Write $n_a = \nabla_{a}f$. Then $n^a$ is normal to the level surface $f\left(p\right) = 0$.

 

[WannabeNewton]

Write $n_a = \nabla_{a}f$. Then $n^a$ is normal to the level surface $f\left(p\right) = 0$.

That's fine but what exactly is $dx^{\mu}$? If the author meant to say $dx^{\mu}$ are the basis one-forms and not the components of a 4-vector then saying $df = 0$ amounts to saying $n_{0}dx^{0} + ... + n_{3}dx^{3} = 0$, where $\{dx^0,...,dx^3\}$ are the basis one-forms, but why would that follow from $n^{a}$ being normal to the null surface? If the author meant something else by $dx^{\mu}$ then I have no idea what, and why he/she writes $df$ as equal to that.

 

[dx]

along the surface

$$df = n_\mu dx^\mu = 0$$

and this equation is satisfied when the
directions of the 4-vectors $dx^\mu$ and $n^\mu$ coincide.

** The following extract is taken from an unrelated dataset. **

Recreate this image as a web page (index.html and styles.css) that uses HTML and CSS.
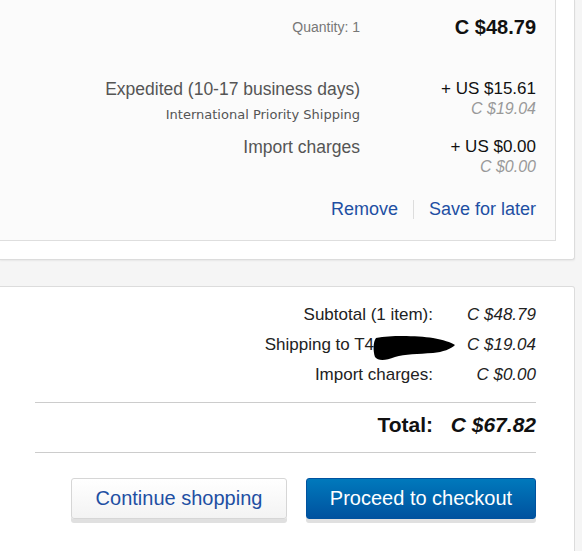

df as a 1-form is obviously not necessarily zero. The only way I can make sense of this is that the author means that if

ζ = ΔX^a∂_a

lies in the null surface, then

df(ζ) = 0

i.e.

ΔX^an_a = 0

Where n_a = ∂f/∂X^a

 

[dx]

So the authors are using dX^a to mean the components ΔX^a of the vector ζ which lies in the null surface, and not as basis 1-forms

 

[George Jones]

So the authors are using dX^a to mean the components ΔX^a of the vector ζ which lies in the null surface, and not as basis 1-forms

Exactly. Maybe I will write some more later, but, right now, I am off to lunch.

 

[WannabeNewton]

So the authors are using dX^a to mean the components ΔX^a of the vector ζ which lies in the null surface, and not as basis 1-forms

So it should really be written $df(\zeta) = 0$? Hence not $df = 0$, since the latter does not follow logically from the fact that $n$ is normal to the null surface. I can't say I'm particularly fond of the notation used by the author then.

 

[dx]

Me neither. I haven't read this particular book, but from the OP's quote it seems likely that the authors are speaking "old tensor."